Hoffen auf mehr Gelassenheit

Sehr windig und bergig ist der Südostteil der Insel, wo die Schule liegt. „Der Süden ist total trocken, der Norden ist komplett anders mit Lorbeerwäldern und Bananenplantagen. Auf wenig Raum gibt es viele Unterschiede und mit dem Teide den höchsten Berg Spaniens“, zählt sie die Besonderheiten von Teneriffa auf. Der Teide ist 3715 Meter hoch und kann noch mit einer weiteren Besonderheit aufwarten: Mit 7500 Metern Höhe über dem Meeresboden ist er der dritthöchste Inselvulkan der Erde, und der Nationalpark um ihn herum wurde von der Unesco zum Weltnaturerbe erklärt. „Ich bin gespannt, wie es sich für mich anfühlt, auf einer Insel zu leben - wie eingesperrt?
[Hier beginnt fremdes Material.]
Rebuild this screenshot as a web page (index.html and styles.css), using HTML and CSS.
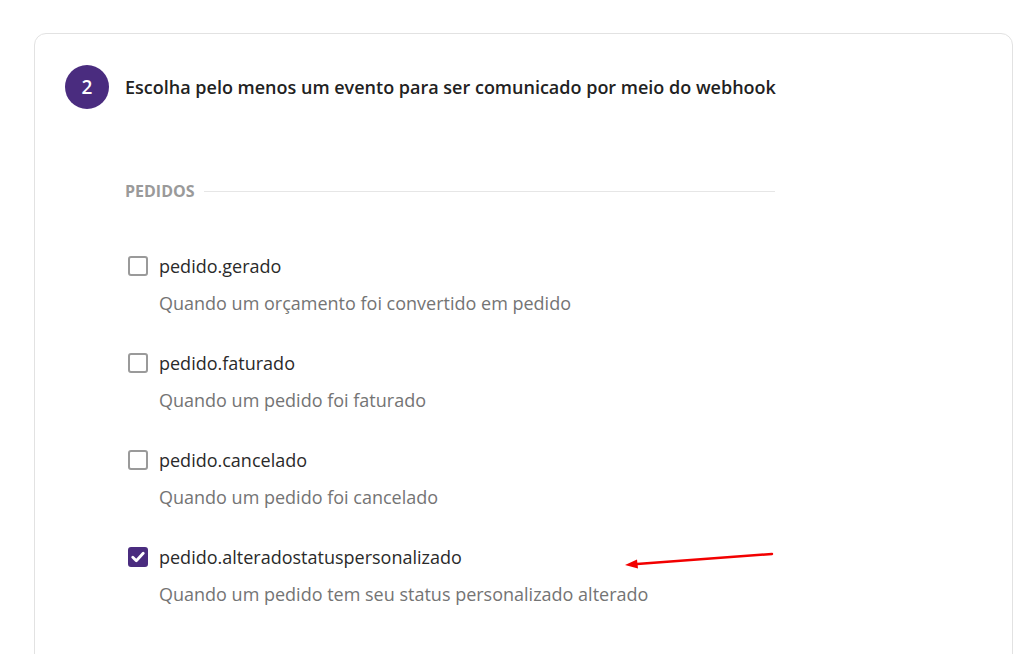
FILE: index.html
```html
<!DOCTYPE html>
<html lang="pt">
<head>
<meta charset="utf-8">
<link rel="stylesheet" href="styles.css">
</head>
<body>
<div class="card">
  <div class="step">
    <div class="step-num">2</div>
    <div class="step-title">Escolha pelo menos um evento para ser comunicado por meio do webhook</div>
  </div>
  <div class="group">
    <div class="group-head"><span>PEDIDOS</span><div class="rule"></div></div>
    <div class="item">
      <div class="row"><span class="box"></span><span class="name">pedido.gerado</span></div>
      <div class="desc">Quando um orçamento foi convertido em pedido</div>
    </div>
    <div class="item">
      <div class="row"><span class="box"></span><span class="name">pedido.faturado</span></div>
      <div class="desc">Quando um pedido foi faturado</div>
    </div>
    <div class="item">
      <div class="row"><span class="box"></span><span class="name">pedido.cancelado</span></div>
      <div class="desc">Quando um pedido foi cancelado</div>
    </div>
    <div class="item">
      <div class="row"><span class="box checked"><svg width="14" height="12" viewBox="0 0 14 12"><path d="M1.8 6.3 L5.3 9.8 L12.2 2.3" fill="none" stroke="#fff" stroke-width="2.8" stroke-linecap="round" stroke-linejoin="round"/></svg></span><span class="name">pedido.alteradostatuspersonalizado</span></div>
      <div class="desc">Quando um pedido tem seu status personalizado alterado</div>
    </div>
  </div>
  <svg class="arrow" width="160" height="24" viewBox="0 0 160 24">
    <line x1="149" y1="3" x2="14" y2="13" stroke="#f20000" stroke-width="2.5" stroke-linecap="round"/>
    <polygon points="2,14 14,8.5 15,17.5" fill="#f20000"/>
  </svg>
</div>
</body>
</html>
```
FILE: styles.css
```css
html, body {
  margin: 0;
  padding: 0;
  background: #fff;
}
body {
  font-family: "Open Sans", "Noto Sans", sans-serif;
  padding: 33px 16px 0 34px;
  height: 654px;
  overflow: hidden;
  box-sizing: border-box;
}
.card {
  position: relative;
  border: 1px solid #e2e2e2;
  border-radius: 12px;
  height: 700px;
  padding: 31px 0 0 30px;
  box-sizing: border-box;
}
.step {
  display: flex;
  align-items: center;
  gap: 16px;
}
.step-num {
  width: 44px;
  height: 44px;
  border-radius: 50%;
  background: #4a2c7f;
  color: #fff;
  font-weight: 600;
  font-size: 19px;
  display: flex;
  align-items: center;
  justify-content: center;
}
.step-title {
  font-size: 18px;
  font-weight: 600;
  color: #222;
}
.group {
  margin: 71px 0 0 60px;
  width: 650px;
}
.group-head {
  display: flex;
  align-items: center;
  gap: 9px;
  height: 22px;
  font-size: 16px;
  font-weight: 700;
  color: #9a9a9a;
}
.rule {
  flex: 1;
  height: 1px;
  background: #e6e6e6;
}
.group-head + .item {
  margin-top: 51px;
}
.item + .item {
  margin-top: 34px;
}
.row {
  display: flex;
  align-items: center;
  gap: 11px;
  height: 26px;
}
.box {
  width: 16px;
  height: 16px;
  border: 2px solid #9a9a9a;
  border-radius: 3px;
  margin-left: 3px;
  display: flex;
  align-items: center;
  justify-content: center;
  box-sizing: content-box;
}
.box.checked {
  background: #4a2c7f;
  border-color: #4a2c7f;
}
.name {
  font-size: 18px;
  color: #2a2a2a;
  line-height: 26px;
}
.desc {
  margin-top: 11px;
  padding-left: 34px;
  font-size: 18px;
  color: #747474;
  line-height: 26px;
}
.arrow {
  position: absolute;
  left: 588px;
  top: 517px;
}
```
Denn so riesig ist Teneriffa nicht“, sagt die Noch-Kirchheimerin. Auf ihre Erwartungen in der neuen Heimat angesprochen, antwortet sie: „Ich habe die Hoffnung, dass ich mehr Gelassenheit und den ruhigeren Lebensstil ein bisschen übernehme. Ich hoffe auf weniger Stress und Hetze im Alltag und auf eine gewissen Entschleunigung.“

Die Gelassenheit in Person ist Alberto Villamar Ruiz. Weder die lange Autofahrt noch die Überfahrt mit der Fähre bereiten ihm Kopfzerbrechen, ebenso wenig der Neubeginn auf der Insel. „Mein Mann kann alles“, sagt Jessica Villamar Ruiz. Deshalb hat ihn sein Arbeitgeber ebenfalls ungern ziehen lassen. Er muss sich nach einem neuen Hausmeister umsehen. Vorerst kümmert sich Vater Alberto um Kinder und Haushalt, da seine Frau eine Hundert-Prozent-Stelle innehat. „Wenn alles in geordneten Bahnen läuft, dann sehen wir weiter“, sagt er in seiner ruhigen, zurückhaltenden und freundlichen Art.